Robert Go, Jakarta – The country's top economics minister has berated the Indonesian Bank Restructuring Agency (Ibra) for working at a snail's pace and said it was a long way from meeting its projected contribution to this year's national budget.
In a televised interview on Tuesday, Coordinating Minister for Economy, Finance and Industry Kwik Kian Gie expressed anger that Ibra had generated only 3 trillion rupiah (S$630 million) this year from selling assets under its control.
That sum is a far cry from the 18.9 trillion rupiah the agency has promised to inject into the government's coffers during the fiscal year ending in December.

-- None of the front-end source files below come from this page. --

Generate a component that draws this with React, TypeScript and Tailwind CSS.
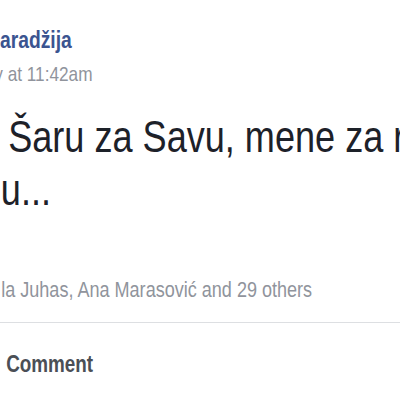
import React from "react";

export default function App() {
  return (
    <div
      className="w-[400px] h-[400px] overflow-hidden bg-white"
      style={{ fontFamily: '"Liberation Sans", Arial, sans-serif' }}
    >
      <div className="w-[488px] origin-left scale-x-[0.82] flex flex-col">
        <div className="pt-[28px] pl-0 text-[23.5px] leading-[24px] font-bold text-[#3b5490] whitespace-nowrap">
          aradžija
        </div>
        <div className="mt-[11px] -ml-[7px] text-[21px] leading-[22px] text-[#90949c] whitespace-nowrap">
          y at 11:42am
        </div>
        <div className="mt-[25px] text-[44px] leading-[53px] text-[#1d2129]">
          <div className="pl-[10px] whitespace-nowrap">Šaru za Savu, mene za reku</div>
          <div className="pl-[1px] whitespace-nowrap">u...</div>
        </div>
        <div className="mt-[62px] pl-[1.5px] text-[22px] leading-[24px] text-[#90949c] whitespace-nowrap">
          la Juhas, Ana Marasović and 29 others
        </div>
        <div className="mt-[20px] h-[1px] bg-[#dddfe2]" />
        <div className="mt-[29px] pl-[7.5px] text-[23px] leading-[24px] font-bold text-[#4b4f56] whitespace-nowrap">
          Comment
        </div>
      </div>
    </div>
  );
}
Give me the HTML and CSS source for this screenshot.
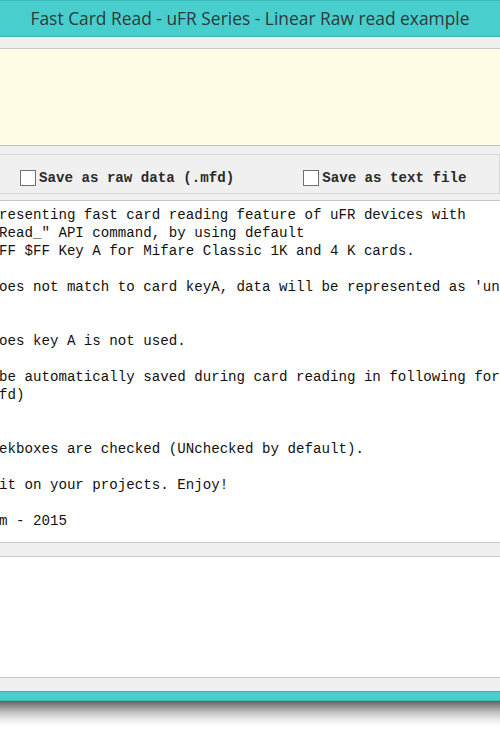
FILE: index.html
```html
<!DOCTYPE html>
<html>
<head>
<meta charset="utf-8">
<link rel="stylesheet" href="styles.css">
</head>
<body>
<div class="window">
  <div class="titlebar">Fast Card Read - uFR Series - Linear Raw read example</div>
  <div class="menustrip"></div>
  <div class="display"></div>
  <div class="options">
    <div class="groupbox">
      <label class="check check-raw"><span class="box"></span>Save as raw data (.mfd)</label>
      <label class="check check-text"><span class="box"></span>Save as text file</label>
    </div>
  </div>
  <div class="memo"><pre>resenting fast card reading feature of uFR devices with
Read_" API command, by using default
FF $FF Key A for Mifare Classic 1K and 4 K cards.

oes not match to card keyA, data will be represented as 'un


oes key A is not used.

be automatically saved during card reading in following form
fd)


ekboxes are checked (UNchecked by default).

it on your projects. Enjoy!

m - 2015</pre></div>
  <div class="band"></div>
  <div class="log"></div>
  <div class="band band-last"></div>
  <div class="frame-bottom"></div>
  <div class="shadow"></div>
</div>
</body>
</html>
```

FILE: styles.css
```css
html, body {
  margin: 0;
  padding: 0;
  background: #ffffff;
}

.window {
  width: 500px;
  overflow: hidden;
  display: flex;
  flex-direction: column;
}

.titlebar {
  height: 37px;
  box-sizing: border-box;
  border-top: 1px solid #3db9b7;
  border-bottom: 1px solid #3cb4b2;
  background: #48cfcd;
  color: #2e3a3a;
  font-family: "Open Sans", "Noto Sans", sans-serif;
  font-size: 17.4px;
  line-height: 35px;
  text-align: center;
  white-space: nowrap;
}

.menustrip {
  height: 11px;
  background: #efefef;
  border-bottom: 1px solid #c9c9c9;
}

.display {
  height: 96px;
  background: #fffde3;
  border-bottom: 1px solid #c3c3c3;
}

.options {
  background: #f0f0f0;
  padding: 8px 0 6px 0;
  border-bottom: 1px solid #c8c8c8;
}

.groupbox {
  height: 40px;
  box-sizing: border-box;
  padding-top: 7px;
  border-top: 1px solid #d7d7d7;
  border-bottom: 1px solid #d7d7d7;
  border-right: 1px solid #d7d7d7;
  display: flex;
  align-items: center;
  font-family: "Liberation Mono", "DejaVu Sans Mono", monospace;
  font-size: 14.15px;
  font-weight: bold;
  color: #2a2a2a;
}

.check {
  display: flex;
  align-items: center;
  white-space: nowrap;
}

.check-raw {
  margin-left: 20px;
}

.check-text {
  margin-left: 69px;
}

.box {
  width: 14px;
  height: 14px;
  border: 1px solid #707070;
  background: #ffffff;
  margin-right: 3px;
}

.memo {
  height: 342px;
  box-sizing: border-box;
  background: #ffffff;
  border-bottom: 1px solid #c6c6c6;
  overflow: hidden;
  padding-top: 5px;
}

.memo pre {
  margin: 0 0 0 -1px;
  font-family: "Liberation Mono", "DejaVu Sans Mono", monospace;
  font-size: 14.15px;
  line-height: 18px;
  color: #111111;
  white-space: pre;
}

.band {
  height: 13px;
  background: #f0f0f0;
  border-bottom: 1px solid #cacaca;
}

.log {
  height: 120px;
  background: #ffffff;
  border-bottom: 1px solid #c6c6c6;
}

.band-last {
  border-bottom: none;
}

.frame-bottom {
  height: 10px;
  box-sizing: border-box;
  background: #48cfcd;
  border-top: 1px solid #3aaeac;
  border-bottom: 1px solid #3cb6b4;
}

.shadow {
  height: 25px;
  background: linear-gradient(to bottom, #626262 0%, #8e8e8e 20%, #c6c6c6 48%, #ececec 75%, #ffffff 100%);
}
```
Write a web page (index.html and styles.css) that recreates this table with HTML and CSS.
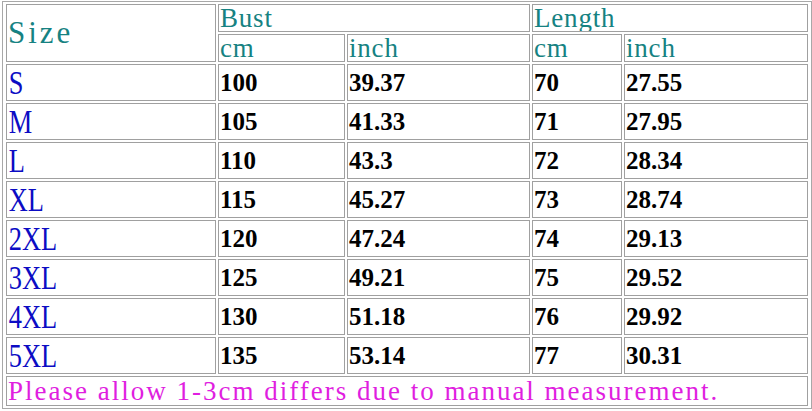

"I am frustrated and angry with Ibra's progress and I have expressed this to its management," he said. If Ibra failed to meet its financial obligation to the state, Indonesia might have to revise its governmental budget, he said.
Calculated using an exchange ratio of 7,000 rupiah to the US dollar, the budget is already in danger of being revisited because of the currency's 20 per cent depreciation during the past two months.
In addition to its failure to speed up its asset disposal programme, Mr Kwik took issue with Ibra's soft treatment of some Indonesian conglomerates. "How is it possible for conglomerates that clearly wrecked the economy to retain control of their companies?" he asked.
His comments followed a report by Ibra vice-chairman Arwin Rasyid that revealed the agency had sold only 2.5 per cent of all assets under its control during its two-year history. The most recent estimate puts Ibra's holdings at US$66 billion.
Mr Arwin also admitted that compared with similar asset-disposal agencies operating in other countries hit hard by the Asian economic crisis, Ibra has turned in a sub-par performance. According to his figures, South Korea had unloaded 38 per cent of its US$55 billion, while Thailand has sold 78 per cent of the US$22 billion assets under state control.
Mr Arwin further indicated that Ibra's plans include raising 23 trillion rupiah during the 2001 fiscal year, but that the agency might have to revise that forecast downward. "Perhaps Ibra must be more realistic in forming its projections," he said.
Although he did not provide explanations for his agency's poor record, he said that political and economic stability remained crucial to the process of getting foreign investors to snap up Ibra's sale offers.
Ibra has a five-year deadline and has been given the task of helping revamp Indonesia's chaotic banking industry by 2003. Its mission is to take over and restructure troubled banks and dispose of their assets and collateral quickly to finance the economic-recovery effort. However, the International Monetary Fund joined the agency's critics recently and said Ibra held on to assets under its management for too long.